В 2012–2013 — главный редактор журнала «Большой город». В 2014–2015 — главный редактор издания «Афиша-Воздух». В 2015–2016 работал редакционным директором в проекте Arzamas. В 2017–2019 курировал проект M.Art (mart.foundation), пропагандирующий новую российскую культуру на Западе. Со-основатель (вместе с женой Ириной) кураторского бюро FermataLab. Куратор концертных программ в ДК «Рассвет» (Москва), выставки «Игра с шедеврами: от Анри Матисса до Марины Абрамович» в Еврейском музее и Центре толерантности. Автор экспериментального учебника музыки для средних школ («Яндекс-учебник»), курсов и воркшопов о музыке и слушании (НИУ ВШЭ, Inliberty, V-A-C, Hats (Тромсё)). 

Работы

Книги

 

Фермата: Разговоры с композиторами. М.: Новое издательство, 2019; Individuum, 2024.

Из текстов

Из интервью Алексея Мунипова для проекта «Arzamas»

 

Сложная музыка занимается тем, что находится за границами привычного, обыденного. Нормального. Обычно нам в музыке комфортно, когда она, как говорится, «нашего засола огурец», когда мы знаем, что будет дальше, когда она предсказуема. А предсказуемость — непременное условие комфорта.

Когда мы предполагаем (а лучше всего — знаем, что будет), это норма. И нам в объятиях нормы хорошо, покойно. Но норма редуцирует критическое отно­шение к реальности. И есть опасность, что нормальное, хорошее, доброкачест­вен­ное может превратиться, если потерять бдительность, в злокачественное. Обыденное и привычное надо все время испытывать пограничными, слож­ными случаями. Потому что наша жизнь устроена сложно. Если мы теряем ощущение этой сложности, то перестаем видеть механизмы, которые приводят мир в движение. И нами тогда легко манипулировать. А для познания слож­ного нужны сложные инструменты. 

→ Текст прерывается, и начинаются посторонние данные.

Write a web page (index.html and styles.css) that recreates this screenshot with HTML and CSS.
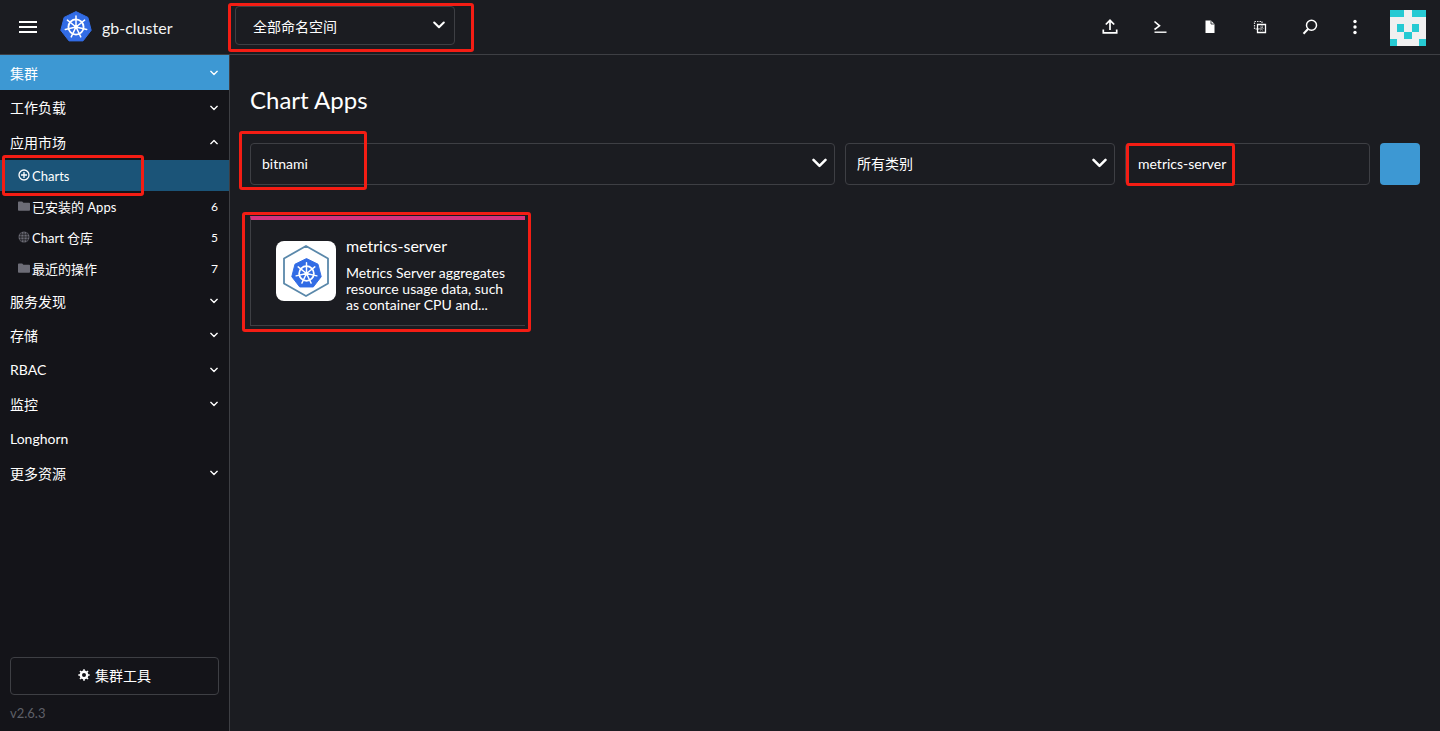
FILE: index.html
```html
<!DOCTYPE html>
<html lang="zh">
<head>
<meta charset="utf-8">
<title>Chart Apps</title>
<link rel="stylesheet" href="styles.css">
</head>
<body>
<svg class="defs" width="0" height="0">
  <symbol id="k8s" viewBox="0 0 32 32">
    <path fill="#326ce5" d="M16 .6 27.9 6.4 31.2 19.3 23 29.9 9 29.9.8 19.3 4.1 6.4z" stroke="#326ce5" stroke-width="1" stroke-linejoin="round"/>
    <g fill="none" stroke="#fff">
      <circle cx="16" cy="16" r="7.6" stroke-width="1.800"/>
      <path stroke-width="1.500" stroke-linecap="round" d="M16 16 16 5M16 16 24.600 9.150M16 16 26.700 18.450M16 16 20.770 25.900M16 16 11.230 25.900M16 16 5.300 18.450M16 16 7.400 9.150"/>
    </g>
    <circle cx="16" cy="16" r="1.900" fill="#fff"/>
  </symbol>
  <symbol id="chev" viewBox="0 0 12 8">
    <path d="M1.200 1.500 6 6.300l4.800-4.800" fill="none" stroke="currentColor" stroke-width="2" stroke-linecap="round" stroke-linejoin="round"/>
  </symbol>
  <symbol id="folder" viewBox="0 0 12 10">
    <path fill="#6c6c76" d="M0 1.200Q0 .4.800.4H4.200L5.400 1.800H11.200Q12 1.800 12 2.600V9Q12 9.800 11.200 9.800H.8Q0 9.800 0 9z"/>
  </symbol>
</svg>

<header class="topbar">
  <button class="burger" aria-label="menu"><span></span><span></span><span></span></button>
  <svg class="logo"><use href="#k8s"/></svg>
  <span class="cluster">gb-cluster</span>
  <div class="ns">
    <span>全部命名空间</span>
    <svg class="ns-chev"><use href="#chev"/></svg>
  </div>
  <div class="actions">
    <svg class="act" viewBox="0 0 16 16"><path d="M8 11V1.500M3.800 5.500 8 1.300l4.200 4.200M1.300 10.500v3.300h13.400v-3.300" fill="none" stroke="#fff" stroke-width="1.700"/></svg>
    <svg class="act" viewBox="0 0 16 16"><path d="M2.500 2.500 7.500 6.800 2.500 10.500" fill="none" stroke="#fff" stroke-width="1.600"/><path d="M2.500 13.200H14.500" stroke="#fff" stroke-width="1.400"/></svg>
    <svg class="act" viewBox="0 0 16 16"><path d="M3.500 1.500H9L12.500 5V14H3.500z" fill="#fff"/><path d="M9 1.500V5H12.500" fill="none" stroke="#1b1c21" stroke-width=".8"/></svg>
    <svg class="act" viewBox="0 0 16 16"><path d="M2.500 2.500H10V10H2.500z" fill="none" stroke="#ddd" stroke-width="1.200" stroke-dasharray="1.500 1"/><path d="M5.500 5.500H13.500V13.500H5.500z" fill="none" stroke="#fff" stroke-width="1.300"/><path d="M8 8H11V11H8z" fill="none" stroke="#aaa" stroke-width=".9" stroke-dasharray="1 1"/></svg>
    <svg class="act" viewBox="0 0 16 16"><circle cx="9.500" cy="6.300" r="5" fill="none" stroke="#fff" stroke-width="1.500"/><path d="M6 10 1.500 14.700" stroke="#fff" stroke-width="2"/></svg>
    <svg class="act act-more" viewBox="0 0 16 16"><circle cx="8" cy="2.500" r="1.700" fill="#fff"/><circle cx="8" cy="8" r="1.700" fill="#fff"/><circle cx="8" cy="13.500" r="1.700" fill="#fff"/></svg>
  </div>
  <svg class="avatar" viewBox="0 0 36 36" shape-rendering="crispEdges">
    <path fill="#f0f0f0" d="M0 0h36v36H0z"/>
    <path fill="#26cad3" d="M0 0h14.300v6.700H0zM22 0h14v6.700H22zM6.700 14h7.600v7.700H6.700zM21.700 14h7.600v7.700h-7.600zM14.300 21.700h7.400V29h-7.400zM0 29h6.700v7H0zM29.300 29H36v7h-6.700z"/>
  </svg>
</header>

<div class="body">
  <aside class="sidebar">
    <nav class="nav">
      <div class="group active"><span>集群</span><svg class="chev"><use href="#chev"/></svg></div>
      <div class="group"><span>工作负载</span><svg class="chev"><use href="#chev"/></svg></div>
      <div class="group group-open"><span>应用市场</span><svg class="chev up"><use href="#chev"/></svg></div>
      <div class="sub">
        <div class="item current">
          <svg class="ico" viewBox="0 0 12 12"><circle cx="6" cy="6" r="5" fill="none" stroke="#fff" stroke-width="1.300"/><path d="M6 3v6M3 6h6" stroke="#fff" stroke-width="1.300"/></svg>
          <span class="label">Charts</span>
        </div>
        <div class="item">
          <svg class="ico"><use href="#folder"/></svg>
          <span class="label">已安装的 Apps</span><span class="count">6</span>
        </div>
        <div class="item">
          <svg class="ico" viewBox="0 0 12 12"><circle cx="6" cy="6" r="5.500" fill="#6c6c76"/><path d="M.5 6h11M1.500 3.200h9M1.500 8.800h9M6 .5v11M3.500 1.500c-1 3-1 6 0 9M8.500 1.500c1 3 1 6 0 9" fill="none" stroke="#141419" stroke-width=".7"/></svg>
          <span class="label">Chart 仓库</span><span class="count">5</span>
        </div>
        <div class="item">
          <svg class="ico"><use href="#folder"/></svg>
          <span class="label">最近的操作</span><span class="count">7</span>
        </div>
      </div>
      <div class="group"><span>服务发现</span><svg class="chev"><use href="#chev"/></svg></div>
      <div class="group"><span>存储</span><svg class="chev"><use href="#chev"/></svg></div>
      <div class="group"><span>RBAC</span><svg class="chev"><use href="#chev"/></svg></div>
      <div class="group"><span>监控</span><svg class="chev"><use href="#chev"/></svg></div>
      <div class="group"><span>Longhorn</span></div>
      <div class="group"><span>更多资源</span><svg class="chev"><use href="#chev"/></svg></div>
    </nav>
    <div class="side-foot">
      <button class="tools">
        <svg class="cog" viewBox="0 0 12 12"><circle cx="6" cy="6" r="3.200" fill="none" stroke="#fff" stroke-width="2.400"/><path d="M6 .3v2M6 9.700v2M.3 6h2M9.700 6h2M2 2l1.400 1.400M8.600 8.600 10 10M10 2 8.600 3.400M3.400 8.600 2 10" stroke="#fff" stroke-width="1.600"/></svg>
        <span>集群工具</span>
      </button>
      <div class="version">v2.6.3</div>
    </div>
  </aside>

  <main class="main">
    <h1 class="title">Chart Apps</h1>
    <div class="filters">
      <div class="field f-repo"><span>bitnami</span><svg class="f-chev"><use href="#chev"/></svg></div>
      <div class="field f-cat"><span>所有类别</span><svg class="f-chev"><use href="#chev"/></svg></div>
      <div class="field f-search"><span>metrics-server</span></div>
      <button class="refresh" aria-label="refresh"></button>
    </div>
    <article class="card">
      <div class="card-logo">
        <svg class="hex" viewBox="0 0 46 52"><path d="M23 1 45 13.500V38.500L23 51 1 38.500V13.500z" fill="#fff" stroke="#5a88aa" stroke-width="1.800" stroke-linejoin="round"/></svg>
        <svg class="hex-k"><use href="#k8s"/></svg>
      </div>
      <div class="card-text">
        <h2 class="card-title">metrics-server</h2>
        <p class="card-desc">Metrics Server aggregates resource usage data, such as container CPU and...</p>
      </div>
    </article>
  </main>
</div>

<div class="mark m-ns"></div>
<div class="mark m-charts"></div>
<div class="mark m-repo"></div>
<div class="mark m-search"></div>
<div class="mark m-card"></div>
</body>
</html>
```
FILE: styles.css
```css
* { box-sizing: border-box; }
html, body { margin: 0; height: 100%; }
body {
  position: relative;
  height: 731px;
  overflow: hidden;
  background: #1b1c21;
  color: #fff;
  font-family: Lato, "Noto Sans CJK SC", sans-serif;
  font-size: 14px;
}
button { font: inherit; color: inherit; }
.defs { position: absolute; }

.topbar {
  height: 55px;
  display: flex;
  align-items: center;
  border-bottom: 1px solid #3e3f44;
  padding-right: 14px;
}
.burger {
  width: 18px;
  height: 12px;
  margin: 0 0 0 19px;
  padding: 0;
  background: none;
  border: 0;
  display: flex;
  flex-direction: column;
  justify-content: space-between;
}
.burger span { display: block; height: 2px; background: #fff; }
.logo { width: 32px; height: 32px; margin-left: 23px; flex: none; }
.cluster { font-size: 16px; margin-left: 10px; width: 133px; flex: none; color: #f4f4f4; }
.ns {
  width: 220px;
  height: 39px;
  flex: none;
  margin: 0 0 3px 0;
  padding: 0 9px 0 17px;
  border: 1px solid #3e3f44;
  border-radius: 4px;
  display: flex;
  align-items: center;
  justify-content: space-between;
  font-size: 14px;
}
.ns-chev { width: 12px; height: 8px; margin-top: -1px; color: #fff; }
.actions {
  margin-left: auto;
  display: flex;
  align-items: center;
  gap: 34px;
  margin-right: 27px;
}
.act { width: 16px; height: 16px; display: block; }
.act-more { margin-left: -5px; }
.avatar { width: 36px; height: 36px; display: block; margin-top: 2px; }

.body { display: flex; height: 676px; }
.sidebar {
  width: 230px;
  flex: none;
  background: #141419;
  border-right: 1px solid #3e3f44;
  display: flex;
  flex-direction: column;
}
.nav { flex: 1; }
.group {
  height: 34.400px;
  padding: 0 10px;
  display: flex;
  align-items: center;
  justify-content: space-between;
  font-size: 14px;
}
.group.active { height: 35px; background: #3d98d3; }
.group-open { height: 36px; }
.chev { width: 8px; height: 6px; color: #fff; margin-top: 1px; margin-right: 1px; }
.chev.up { transform: rotate(180deg); margin-top: -1px; }
.sub { margin-bottom: -1px; }
.item {
  height: 31px;
  padding: 0 11px 0 18px;
  display: flex;
  align-items: center;
  font-size: 13px;
}
.item.current { background: #1b5478; }
.ico { width: 12px; height: 12px; flex: none; margin: -2px 2px 0 0; }
.label { flex: 1; }
.count { font-size: 12px; }

.side-foot { padding: 0 10px 9px; }
.tools {
  width: 100%;
  height: 38px;
  background: none;
  border: 1px solid #3e3f44;
  border-radius: 4px;
  padding: 0 0 2px;
  display: flex;
  align-items: center;
  justify-content: center;
  gap: 5px;
  font-size: 14px;
}
.cog { width: 12px; height: 12px; }
.version { margin-top: 9px; font-size: 13px; line-height: 18px; color: #5f6068; }

.main { flex: 1; padding: 0 20px; }
.title {
  margin: 29px 0 0;
  font-size: 24px;
  line-height: 32px;
  font-weight: 400;
}
.filters {
  margin-top: 27px;
  display: flex;
  gap: 10px;
}
.field {
  height: 42px;
  padding: 0 11px 2px;
  border: 1px solid #3e3f44;
  border-radius: 4px;
  display: flex;
  align-items: center;
  justify-content: space-between;
  font-size: 14px;
}
.f-repo { width: 585px; }
.f-cat { width: 270px; }
.f-search { width: 245px; padding-left: 12px; }
.f-chev { width: 15px; height: 10px; margin-right: -4px; }
.refresh {
  width: 40px;
  height: 42px;
  background: #3d98d3;
  border: 0;
  border-radius: 4px;
  padding: 0;
}
.card {
  width: 275px;
  height: 110px;
  margin-top: 31px;
  border: 1px solid #3e3f44;
  border-top: 4px solid #d6337f;
  border-right: 0;
  display: flex;
  align-items: flex-start;
  padding: 21px 0 0 25px;
  gap: 10px;
}
.card-logo {
  position: relative;
  width: 60px;
  height: 60px;
  flex: none;
  background: #fff;
  border-radius: 8px;
  display: flex;
  align-items: center;
  justify-content: center;
}
.hex { width: 46px; height: 52px; display: block; }
.hex-k {
  position: absolute;
  left: 15px;
  top: 17px;
  width: 31px;
  height: 31px;
}
.card-text { width: 165px; margin-top: -5px; }
.card-title { margin: 0; font-size: 16px; font-weight: 400; line-height: 20px; }
.card-desc { margin: 9px 0 0; font-size: 14px; line-height: 16px; }

.mark {
  position: absolute;
  border: 3px solid #f41d14;
  border-radius: 3px;
  pointer-events: none;
}
.m-ns { left: 228px; top: 3px; width: 246px; height: 49px; }
.m-charts { left: 2px; top: 155px; width: 142px; height: 41px; }
.m-repo { left: 239px; top: 131px; width: 128px; height: 59px; }
.m-search { left: 1126px; top: 143px; width: 109px; height: 43px; }
.m-card { left: 242px; top: 212px; width: 289px; height: 120px; }
```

Сложное искусство стоит на страже. А эксперимент — то есть работа с неве­домым — двигает нас вперед и вглубь. Сложная музыка в чем-то сродни фундаментальной науке: моментальной отдачи нет, чем занимаются физики-теоретики — непросто понять. Но история науки учит нас, что отдача все-таки есть, просто с громадным временным лагом. И результат — может быть, где-то в стороне, неожиданный, побочный, но будет. Сложный человек формирует сложную культуру и ею же формируется. А упрощение приводит к варвари­зации.

И нужно понимать, что потребителем и заказчиком сложной музыки является совсем не обязательно рафинированный меломан. Скажем, в Германии, где со сложной музыкой дела обстоят относительно благополучно, ее существо­вание оплачивает простой бюргер, который понимает, что его налоги должны идти в том числе на сложное, новое, странное — как лекарство от варвариза­ции. При этом он понимает, что вовсе не обязан это сложное и странное любить. Просто оно должно быть. Это меняет ландшафт, и не только культур­ный: социальный, экономический.